Exceedingly good results are obtained if the oxygen content of the alloy due to the melting and re-melting, if necessary in conjunction with at least one HIP-operation, is set or adjusted to amount to less than 600 ppm, preferably less than 500 ppm.

An arrangement or apparatus for the manufacture of metallic alloys comprising titanium-aluminum base alloys, according to the present development, is manifested, among other things, by the features that the melting apparatus comprises a cooled metallic melting crucible, preferably formed of copper (Cu), for melting the pieces or fragments of the starting materials. There is used for such melting operation at least one cooled electrode rotating about its lengthwise axis and formed of copper, aluminum, titanium or an alloy component. Furthermore, there is arranged after or downstream of the melting apparatus, a vacuum arc-melting apparatus for the remelting of the castings or cast pieces obtained at a casting station by teeming the melt, received from the melting crucible, into preferably lengthwise extending or elongate molds. In this manner, there is provided a relatively simply constructed arrangement or assembly for the melting of titanium-aluminum base alloys, wherein the manufacture of the alloys can be rapidly accomplished and without enduring large transport paths or distances or energy losses.

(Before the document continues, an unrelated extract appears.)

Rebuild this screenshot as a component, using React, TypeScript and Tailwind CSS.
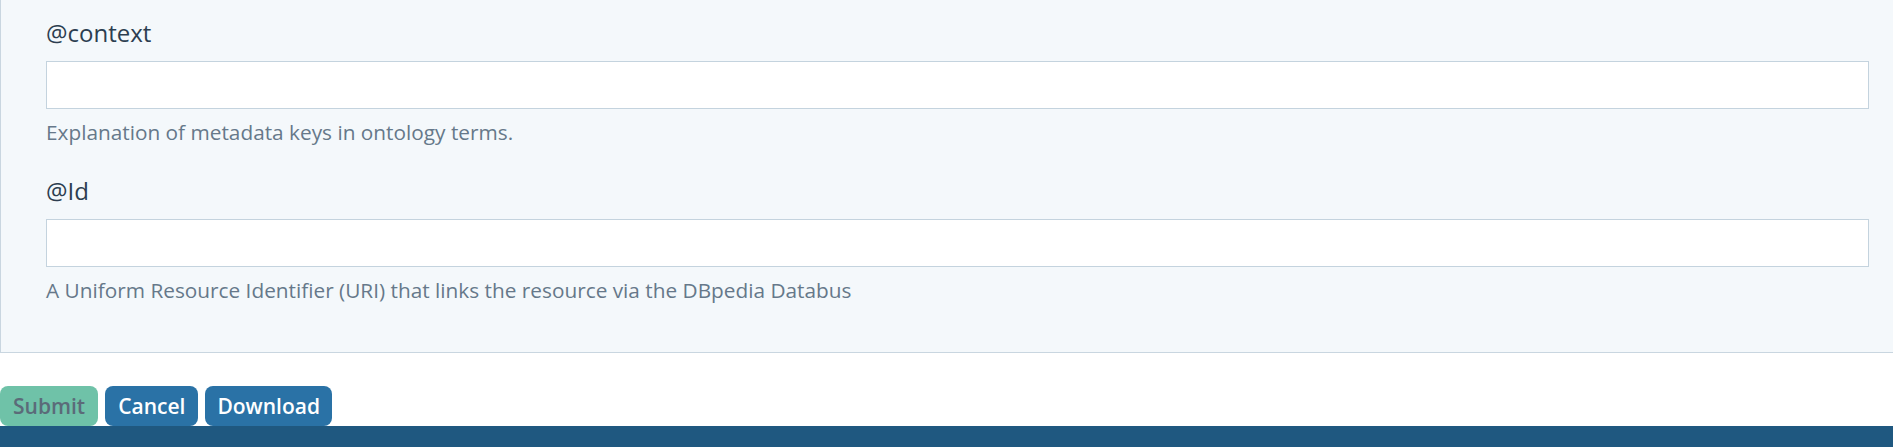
import React from "react";

function Field({ label, help }: { label: string; help: string }) {
  return (
    <div className="flex flex-col">
      <label className="text-[24px] leading-[36px] text-[#2c3e50] mb-[10px]">{label}</label>
      <input
        type="text"
        className="h-[48px] w-full bg-white border border-[#c4d3de] outline-none px-3"
      />
      <div className="mt-[8px] text-[20.8px] leading-[30px] text-[#66788a]">{help}</div>
    </div>
  );
}

export default function App() {
  return (
    <div
      className="w-[1893px] h-[447px] overflow-hidden bg-white flex flex-col"
      style={{ fontFamily: '"Open Sans", "Noto Sans", sans-serif' }}
    >
      <div className="w-[1914px] bg-[#f4f8fb] border-l border-b border-[#c9d6e0] pl-[45px] pr-[45px] pt-[15px] pb-[47px] flex flex-col gap-[26px]">
        <Field label="@context" help="Explanation of metadata keys in ontology terms." />
        <Field
          label="@Id"
          help="A Uniform Resource Identifier (URI) that links the resource via the DBpedia Databus"
        />
      </div>
      <div className="mt-[33px] flex gap-[7px]">
        <button className="h-[40px] px-[13px] rounded-[8px] bg-[#6fc2a8] text-[#5b6b79] text-[21px] font-semibold leading-none">
          Submit
        </button>
        <button className="h-[40px] px-[13px] rounded-[8px] bg-[#2a72a6] text-white text-[21px] font-semibold leading-none">
          Cancel
        </button>
        <button className="h-[40px] px-[12px] rounded-[8px] bg-[#2a72a6] text-white text-[21px] font-semibold leading-none">
          Download
        </button>
      </div>
      <div className="flex-1 bg-[#1f5880]" />
    </div>
  );
}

A further aspect of the present invention, is the use of an apparatus, more specifically a melting apparatus which comprises a cooled, preferably a liquid-cooled, such as a water-cooled, metallic melting crucible and at least one electrode which extends into or can be inserted into the cooled, metallic melting crucible, wherein, this at least one electrode rotates about its lengthwise axis, is formed of copper, aluminum or titanium or an alloy component, and serves for the melting of pieces or fragments of starting materials for the fabrication of titanium-aluminum base alloys.

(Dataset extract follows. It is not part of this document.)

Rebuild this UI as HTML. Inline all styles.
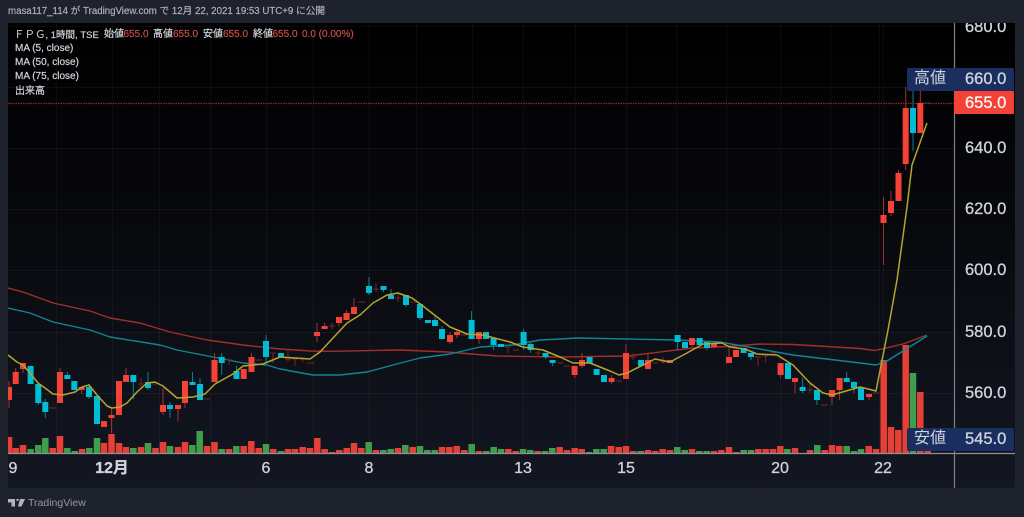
<!DOCTYPE html>
<html lang="ja"><head><meta charset="utf-8"><title>FPG</title>
<style>
html,body{margin:0;padding:0;width:1024px;height:517px;overflow:hidden;background:#1e222d}
#w{position:relative;width:1024px;height:517px;filter:blur(.3px);font-family:"Liberation Sans","Noto Sans CJK JP",sans-serif}
#h{position:absolute;left:8px;top:5px;font-size:9.7px;line-height:14px;color:#b2b5be;white-space:nowrap;-webkit-text-stroke:.15px #b2b5be}
#c{position:absolute;left:8px;top:23px;width:1007px;height:465px;overflow:hidden;background:linear-gradient(180deg,#000 0%,#07080c 40%,#131722 100%)}
#s{position:absolute;left:0;top:0}
.l,.r,.p,.x,.t{position:absolute;white-space:nowrap}
.l{font-size:10px;line-height:14px;color:#d1d4dc;-webkit-text-stroke:.2px #d1d4dc}
.r{font-size:10px;line-height:14px;color:#d0504c;-webkit-text-stroke:.15px #d0504c}
.p{font-size:16.5px;line-height:20px;color:#d1d4dc;left:957px;width:41px;text-align:right;-webkit-text-stroke:.3px #d1d4dc}
.x{font-size:16px;line-height:20px;color:#d1d4dc;transform:translateX(-50%);top:436px;-webkit-text-stroke:.3px #d1d4dc}
.t{font-size:16px;line-height:20px;color:#d1d4dc;left:906px}
.b{position:absolute;background:#1a2f60;border-radius:2px}
</style></head><body><div id="w">
<div id="h">masa117_114 が TradingView.com で 12月 22, 2021 19:53 UTC+9 に公開</div>
<div id="c">
<svg id="s" width="1024" height="517" viewBox="8 23 1024 517" fill="none">
<g stroke="#fff" stroke-opacity=".045" stroke-width="1"><path d="M8 26.500H954M8 87.500H954M8 148.500H954M8 209.500H954M8 270.500H954M8 332.500H954M8 393.500H954"/>
<path d="M56.500 23V454M112.500 23V454M159.500 23V454M210.500 23V454M266.500 23V454M313.500 23V454M369.500 23V454M416.500 23V454M472.500 23V454M523.500 23V454M575.500 23V454M626.500 23V454M676.500 23V454M726.500 23V454M780.500 23V454M830.500 23V454M879.500 23V454M883.500 23V454"/></g>
<path d="M8 103.500H954" stroke="#8f2826" stroke-width="1.200" stroke-dasharray="1.500 1"/>
<!-- volume -->
<path stroke="#e53f36" stroke-width="6.500" d="M9 437V453M15.700 448V453M23 445V453M52.700 448V453M60 436V453M82 449V453M104 443V453M111.500 434V453M119 443V453M126 447V453M141 447V453M155.500 448V453M163 442V453M178 447V453M185 442V453M207 446V453M214.500 442V453M229 449V453M243.700 446V453M251.300 441V453M258.700 448V453M273.300 449V453M288 449V453M295 449V453M302.700 447V453M310 448V453M317.300 438V453M324.700 449V453M332 452V453M339.300 450V453M346.700 448V453M354 443V453M361.300 448V453M376 450V453M398 448V453M412.700 447V453M442 447V453M449.300 447V453M456.700 446V453M464.300 450V453M479 451V453M508.300 449V453M515.700 451V453M537.700 451V453M559.700 447V453M567 450V453M574.700 448V453M581.700 449V453M611 446V453M618.700 447V453M626 446V453M633.300 451V453M648 450V453M655.300 451V453M662.700 449V453M670 450V453M692 449V453M714 451V453M721.300 450V453M729 447V453M736.300 452V453M758.300 449V453M765.700 449V453M773 449V453M780.300 446V453M795 448V453M810 450V453M824.700 450V453M832 445V453M839.300 446V453M868.700 446V453M876 449V453M883.700 360V453M891 427V453M898.300 430V453M905.700 345V453M920.300 392V453M927.700 451V453"/>
<path stroke="#3f9e4c" stroke-width="6.500" d="M30.700 449V453M38.300 445V453M45.300 438V453M67.300 448V453M74.700 451V453M89.300 448V453M97 438V453M133.300 448V453M148 443V453M170 446V453M192.300 445V453M199.700 431V453M221.700 449V453M236.300 446V453M266 444V453M281 451V453M368.700 442V453M383.300 450V453M390.700 449V453M405.300 445V453M420 446V453M427.300 450V453M434.700 450V453M471.700 444V453M486.300 451V453M493.700 447V453M501 449V453M523 449V453M530.300 450V453M545 451V453M552.300 448V453M589 452V453M596.300 449V453M603.700 449V453M640.700 451V453M677.300 447V453M684.700 450V453M699.300 451V453M706.700 451V453M743.700 450V453M751 450V453M787.300 449V453M817.300 445V453M846.700 446V453M854 451V453M861 449V453M913 373V453"/>
<path stroke="#8f929b" stroke-width="1.200" d="M8 453.500H1016"/>
<path stroke="#7d8089" stroke-width="1.200" d="M954.500 23V488"/>
<!-- red MA -->
<path stroke="#a32f2b" stroke-width="1.400" stroke-linejoin="round" d="M8 288L23 292 53 303 90 311 110 318 140 323 170 332 207 340 243 345 280 349 310 351 330 351.300 400 350 447 352 497 356 560 357 627 356 693 348 727 346.500 760 344 793 344.500 860 348.500 875 350.500 903 344 927 335"/>
<!-- teal MA -->
<path stroke="#108594" stroke-width="1.400" stroke-linejoin="round" d="M8 308L30 313 53 322 90 330 110 337 160 345 177 350 213 357 243 363 267 365 280 369 313 375 340 375 367 372 393 365 420 358 450 354 480 347 513 345 540 340 560 339 577 338 627 339 677 340 720 342 793 355 860 363 876 365 887 361 903 351 927 336"/>
<!-- wicks -->
<path stroke="#a3312b" stroke-width="1" d="M9 381V408M15.700 368V384M23 363V373M60 368V403M81.600 387V394M111.500 407V433M119 381V415M126 368V382M163 388V415M178 408V421M185 381V408M214.500 353V382M251.500 353V372M317 323V342M324.600 323V329M339 317V326M346.500 310V320M354 298V314M450 332V344M457 329V338M479 332V344M574.600 366V378M582 353V368M611.600 375V384M626 344V379M648 353V369M692 338V347M729 347V363M780.600 363V378M795 378V393M832 390V405M839.600 378V400M869 394V400M883.500 197V265M891 191V216M898.500 170V201M905.700 87V170M920.300 90V133"/>
<path stroke="#0e7f91" stroke-width="1" d="M38.300 384V405M45.300 399V418M67.300 372V379M89 384V399M133.300 375V399M148 372V390M170 402V418M192.500 372V385M200 378V400M221.700 353V375M236.500 366V379M266 335V362M369 277V295M383.500 286V292M391 289V299M406 295V307M420 304V320M435 317V326M442 326V339M471.600 311V339M493.600 338V350M523.600 329V350M530.600 342V353M545.500 353V359M552.600 360V366M677.600 335V350M707 342V350M751 353V360M802.600 378V393M817 390V405M846.700 372V382M854 381V393M913 91V151"/>
<path stroke="#6e2826" stroke-width="1" d="M49 408h7M138 384h6M141 378V388M152 384h6M204 399h6M226 360h6M229 358V365M255 360h7M270 353h6M273 353V363M285 359h6M288 350V362M292 359h6M295 359V366M300 359h6M302.600 357V362M307 363h7M329 326h6M332 323V329M358 302h7M373 289h6M376 283V292M395 298h6M398 293V302M410 302h7M461 335h6M505 347h6M508 345V353M513 350h6M535 353h6M538 350V357M557 363h6M564 366h6M630 357h6M633 353V360M616 381h6M652 363h6M660 362h6M663 357V364M718 343h7M755 357h6M758 357V366M762 356h6M765.600 356V363M770 353h6M807 390h6M810 384V393M821 405h7M873 393h6M924 103h7"/>
<!-- bodies -->
<path stroke="#f44336" stroke-width="6" d="M9 387V400M15.700 372V384M23 363V369M60 372V403M81.600 387V390M104 421V427M111.500 415V418M119 381V415M126 375V382M163 405V412M178 405V409M185 381V403M214.500 360V382M243.700 369V379M251.500 357V372M317 332V336M324.600 326V329M339 317V323M346.500 313V320M354 307V314M450 335V342M457 332V335M479 332V339M574.600 366V375M582 360V366M611.600 378V382M626 353V379M648 360V369M670 360V363M692 338V345M714 344V347M729 357V363M736 350V357M780.600 363V375M795 378V382M832 390V397M839.600 378V390M869 394V397M883.500 215V223M891 201V213M898.500 173V201M905.700 108V164M920.300 103V133"/>
<path stroke="#00bcd4" stroke-width="6" d="M30.600 366V384M38.300 384V403M45.300 402V412M67.300 375V379M74.300 381V390M89 387V397M97 396V424M133.300 375V382M148 382V388M170 405V409M192.500 382V385M200 384V400M221.700 357V363M236.500 371V379M266 341V357M281 353V357M369 286V293M383.500 286V290M391 295V299M406 295V305M420 304V318M428 320V323M435 320V326M442 329V339M471.600 320V339M486 332V339M493.600 338V345M501 344V347M523.600 332V345M530.600 344V350M545.500 353V357M552.600 360V363M589.600 357V363M596.600 369V375M604 375V382M641 360V366M677.600 335V342M685 342V348M699.600 338V345M707 342V348M743.600 348V353M751 353V357M788 363V379M802.600 387V391M817 390V400M846.700 378V382M854 382V388M861 388V400M913 108V133"/>
<!-- yellow MA -->
<path stroke="#b5a52c" stroke-width="1.500" stroke-linejoin="round" d="M8 355L17 362 23 365 30 373 38 383 45 388 53 394 63 395 75 392 82 387 89 385 97 395 107 406 112 408 120 407 127 403 137 392 147 383 155 382 163 386 177 398 193 397 205 394 215 384 233 374 243 366 263 364 280 357 310 359 320 352 333 338 347 323 360 315 373 303 387 295 398 293 412 298 423 306 437 317 450 327 467 334 483 335 510 342 523 347 543 350 560 357 573 363 590 363 610 371 619 375 627 373 655 359 670 362 687 353 703 344 722 343 730 347 745 349 757 354 777 355 793 365 810 383 823 393 832 395 860 387 876 391 888 330 897 280 907 207 912 165 927 123"/>
</svg>
<div class="p" style="top:-6px">680.0</div>
<div class="p" style="top:115px">640.0</div>
<div class="p" style="top:176px">620.0</div>
<div class="p" style="top:237px">600.0</div>
<div class="p" style="top:299px">580.0</div>
<div class="p" style="top:360px">560.0</div>
<div class="b" style="left:899px;top:45px;width:107px;height:23px"></div>
<div class="t" style="top:46px">高値</div><div class="p" style="top:46px">660.0</div>
<div style="position:absolute;left:946px;top:68px;width:60px;height:23px;background:#f44336"></div>
<div class="p" style="top:70px;color:#f5f5f5;-webkit-text-stroke:.3px #f5f5f5">655.0</div>
<div class="b" style="left:899px;top:405px;width:107px;height:23px"></div>
<div class="t" style="top:406px">安値</div><div class="p" style="top:406px">545.0</div>
<div class="x" style="left:5px">9</div>
<div class="x" style="left:104px;font-weight:bold">12月</div>
<div class="x" style="left:258px">6</div>
<div class="x" style="left:361px">8</div>
<div class="x" style="left:515px">13</div>
<div class="x" style="left:618px">15</div>
<div class="x" style="left:772px">20</div>
<div class="x" style="left:875px">22</div>
<div class="l" style="left:6px;top:5px;font-size:9.500px"><span style="font-size:10.500px;-webkit-text-stroke:0">&#xFF26;&#xFF30;&#xFF27;</span>, 1時間, TSE</div>
<div class="l" style="left:96px;top:5px">始値</div><div class="r" style="left:115.500px;top:5px">655.0</div>
<div class="l" style="left:145px;top:5px">高値</div><div class="r" style="left:165px;top:5px">655.0</div>
<div class="l" style="left:195px;top:5px">安値</div><div class="r" style="left:215px;top:5px">655.0</div>
<div class="l" style="left:245px;top:5px">終値</div><div class="r" style="left:264.500px;top:5px">655.0</div>
<div class="r" style="left:294px;top:5px">0.0 (0.00%)</div>
<div class="l" style="left:7px;top:19px">MA (5, close)</div>
<div class="l" style="left:7px;top:33px">MA (50, close)</div>
<div class="l" style="left:7px;top:47px">MA (75, close)</div>
<div class="l" style="left:7px;top:62px">出来高</div>
</div>
<svg style="position:absolute;left:8px;top:498px" width="18" height="10" viewBox="0 0 18 10"><path fill="#b2b5be" d="M0 1H7V8.500H3.500V4.500H0ZM8.500 1H11L10 3H8.500ZM12 1H17L13.500 8.500H10Z"/></svg>
<div style="position:absolute;left:28px;top:496px;font-size:10.500px;line-height:14px;color:#9598a1;white-space:nowrap">TradingView</div>
</div></body></html>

BRIEF DESCRIPTION OF THE DRAWING

The invention will be better understood and objects other than those set forth above, will become apparent when consideration is given to the following detailed description thereof. Such description makes reference to the annexed single figure of the drawing depicting therein an exemplary embodiment of an arrangement or apparatus for the manufacture of titanium-aluminum base alloys.

DETAILED DESCRIPTION OF THE PREFERRED EMBODIMENTS

Describing now the drawing, it is to be understood that only enough of the construction of the arrangement or apparatus for the manufacture of titanium-aluminum (Ti-Al) base alloys has been depicted therein, in order to simplify the illustration, as needed for those skilled in the art to readily understand the underlying principles and concepts of the present invention.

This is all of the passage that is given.